Un solitario gol zanjó la discusión y premió a quien lo persiguió con mayor ahínco. Que es precisamente quien ha acreditado una estimable potencia de fuego. Aquí no puede hablarse de casualidades: con una media bastante inferior al gol por jornada, la Real necesita la perfección defensiva para aspirar a puntuar y si algo caracteriza al Athletic es lo pesado que puede ponerse, con esa manía suya de ir para arriba en cada posesión, a poder ser transitando las vías más directas. Con la particularidad de que previamente a tener el balón, como si fueran uno solo, todos sus hombres se fajan como posesos para robar, preferentemente en terreno ajeno.

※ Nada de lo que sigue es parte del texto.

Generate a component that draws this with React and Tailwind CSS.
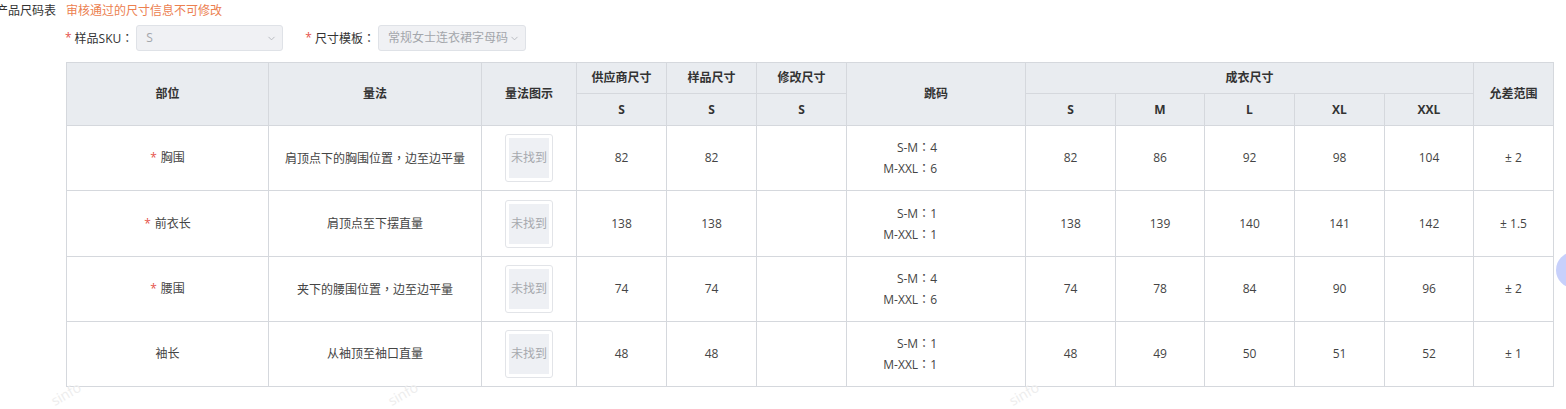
import React from 'react';
import { ChevronDown } from 'lucide-react';

const sizes = ['S', 'M', 'L', 'XL', 'XXL'];

const rows = [
    { part: '胸围', required: true, method: '肩顶点下的胸围位置，边至边平量', supplier: '82', sample: '82', jump: ['S-M：4', 'M-XXL：6'], values: ['82', '86', '92', '98', '104'], tol: '± 2' },
    { part: '前衣长', required: true, method: '肩顶点至下摆直量', supplier: '138', sample: '138', jump: ['S-M：1', 'M-XXL：1'], values: ['138', '139', '140', '141', '142'], tol: '± 1.5' },
    { part: '腰围', required: true, method: '夹下的腰围位置，边至边平量', supplier: '74', sample: '74', jump: ['S-M：4', 'M-XXL：6'], values: ['74', '78', '84', '90', '96'], tol: '± 2' },
    { part: '袖长', required: false, method: '从袖顶至袖口直量', supplier: '48', sample: '48', jump: ['S-M：1', 'M-XXL：1'], values: ['48', '49', '50', '51', '52'], tol: '± 1' },
];

const colWidths = [202, 213, 95, 90, 90, 90, 179, 90, 89, 90, 90, 89, 80];
const rowHeights = ['h-[65px]', 'h-[66px]', 'h-[65px]', 'h-[65px]'];

const th = 'border border-[#d5d8dd] bg-[#e9ecf0] text-[#333] font-bold text-center align-middle';
const td = 'border border-[#d5d8dd] text-[#444] text-center align-middle';

// full-width punctuation sits centred in the reference, TC font does that
const Punct = ({ text }) => (
    <>
        {text.split(/([：，])/).map((part, i) =>
            part === '：' || part === '，'
                ? <span key={i} style={{ fontFamily: '"Noto Sans CJK TC", sans-serif' }}>{part}</span>
                : <React.Fragment key={i}>{part}</React.Fragment>
        )}
    </>
);

const Select = ({ value, width }) => (
    <div className={`flex items-center justify-between shrink-0 whitespace-nowrap h-[26px] ${width} pl-[9px] pr-[5px] bg-[#f0f1f4] border border-[#dfe2e7] rounded-[3px] text-[#a3a6ab]`}>
        <span>{value}</span>
        <ChevronDown className="w-[11px] h-[11px] shrink-0 text-[#b4b7bc]" strokeWidth={2} />
    </div>
);

const App = () => {
    return (
        <div
            className="relative w-[1566px] h-[409px] overflow-hidden bg-white text-[12px] leading-none text-[#333]"
            style={{ fontFamily: '"Open Sans", "Noto Sans CJK SC", sans-serif' }}
        >
            {/* Title */}
            <div className="flex items-center h-[22px] -ml-[4px] gap-[10px]">
                <span className="text-[#333]">产品尺码表</span>
                <span className="text-[#ec8050]">审核通过的尺寸信息不可修改</span>
            </div>

            {/* Filters */}
            <div className="flex items-center pl-[65px] mt-[3px] h-[26px] whitespace-nowrap">
                <span className="text-[#e5534b] mr-[3px]">*</span>
                <span className="text-[#333]"><Punct text="样品SKU：" /></span>
                <Select value="S" width="w-[147px] ml-[3px]" />
                <span className="text-[#e5534b] ml-[22px] mr-[3px]">*</span>
                <span className="text-[#333]"><Punct text="尺寸模板：" /></span>
                <Select value="常规女士连衣裙字母码" width="w-[148px] ml-[3px]" />
            </div>

            {/* Table */}
            <div className="pl-[66px] mt-[11px]">
                <table className="table-fixed border-collapse w-[1487px]">
                    <colgroup>
                        {colWidths.map((w, i) => (
                            <col key={i} style={{ width: w }} />
                        ))}
                    </colgroup>
                    <thead>
                        <tr className="h-[31px]">
                            <th rowSpan={2} className={th}>部位</th>
                            <th rowSpan={2} className={th}>量法</th>
                            <th rowSpan={2} className={th}>量法图示</th>
                            <th className={th}>供应商尺寸</th>
                            <th className={th}>样品尺寸</th>
                            <th className={th}>修改尺寸</th>
                            <th rowSpan={2} className={th}>跳码</th>
                            <th colSpan={5} className={th}>成衣尺寸</th>
                            <th rowSpan={2} className={th}>允差范围</th>
                        </tr>
                        <tr className="h-[32px]">
                            <th className={th}>S</th>
                            <th className={th}>S</th>
                            <th className={th}>S</th>
                            {sizes.map(s => (
                                <th key={s} className={th}>{s}</th>
                            ))}
                        </tr>
                    </thead>
                    <tbody>
                        {rows.map((r, i) => (
                            <tr key={r.part} className={rowHeights[i]}>
                                <td className={td}>
                                    {r.required && <span className="text-[#e5534b] mr-[4px]">*</span>}
                                    {r.part}
                                </td>
                                <td className={td}><Punct text={r.method} /></td>
                                <td className={td}>
                                    <div className="mx-auto w-[48px] h-[48px] p-[3px] bg-white border border-[#e2e4e8] rounded-[3px]">
                                        <div className="flex items-center justify-center w-full h-full bg-[#eef0f4] text-[#a6a9ae]">未找到</div>
                                    </div>
                                </td>
                                <td className={td}>{r.supplier}</td>
                                <td className={td}>{r.sample}</td>
                                <td className={td}></td>
                                <td className={td}>
                                    <div className="flex flex-col items-end gap-[8px] pr-[88px]">
                                        {r.jump.map(j => (
                                            <span key={j}><Punct text={j} /></span>
                                        ))}
                                    </div>
                                </td>
                                {r.values.map((v, k) => (
                                    <td key={k} className={td}>{v}</td>
                                ))}
                                <td className={td}>{r.tol}</td>
                            </tr>
                        ))}
                    </tbody>
                </table>
            </div>

            {/* Watermarks */}
            <span className="absolute left-[50px] top-[387px] -rotate-[30deg] text-[14px] text-[#ededed]">sinfo</span>
            <span className="absolute left-[387px] top-[387px] -rotate-[30deg] text-[14px] text-[#ededed]">sinfo</span>
            <span className="absolute left-[1008px] top-[387px] -rotate-[30deg] text-[14px] text-[#ededed]">sinfo</span>

            {/* Floating helper button */}
            <div className="absolute left-[1556px] top-[252px] w-[36px] h-[36px] rounded-full bg-[#c7d0fb]" />
        </div>
    );
};

export default App;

Para desarrollar esa concepción futbolística que tanto enardece a su parroquia y suele plasmarse en su versión más desatada cuando ejerce de anfitrión, se dieron dos circunstancias favorables este pasado domingo. La primera responde a la pura lógica: se trataba del regreso de la competición tras dos semanas limpias de compromisos, lo cual garantizaba que los de Valverde, que viven de la energía que invierten sobre la hierba, llegarían con el depósito de combustible a rebosar.
El segundo factor a considerar se llama Oihan Sancet. El bailarín que desparrama clase en las zonas más transitadas del escenario volvía a la alineación. Sus giros y conducciones estuvieron en el origen de los contados desequilibrios que padeció la estructura rival. Se le notó que no está del todo fino, los contratiempos físicos se cobran su factura, pero con él todo es posible, hasta que se convierta en el autor del único remate que valió la pena. Sin él vaya usted a saber de qué estaríamos escribiendo hoy, pues coincidió que ninguno de los elementos de ataque tuvo su mejor día. Los Williams, Djaló y Guruzeta se movieron en registros discretos. Entre todos apenas sacaron nada en limpio, complicando la empresa.
En realidad, el derbi lo ganó el afán colectivo. Las brillantes pinceladas de Sancet de nada hubiesen servido sin la actitud de los compañeros. La victoria descansó en su implicación y sacrificio. Prados y Galarreta, bien respaldados por la pareja de centrales, marcaron el paso al resto con un auténtico derroche que refrescó en la memoria una reflexión que, en forma de reproche, solía emplearse al término de aquellas derrotas en que siempre quedaba flotando la impresión de que la Real exponía más, se entregaba más, era más agresiva, sacaba todo el nervio.
En suma, se lamentaba que la Real competía el derbi como si fuera el último de su vida, como una final, mientras enfrente no se enchufaban. Bueno, pues esta vez de esa medicina le dio a probar el Athletic a la Real. Se lanzó en pos del triunfo y mantuvo intactos los niveles de firmeza y ambición hasta que el árbitro detuvo el cronómetro. Así se explica el mosqueo posterior de Imanol Alguacil, menos comedido que nunca al exteriorizar la frustración, ese amargor que a menudo se paladeaba a este lado de la autopista.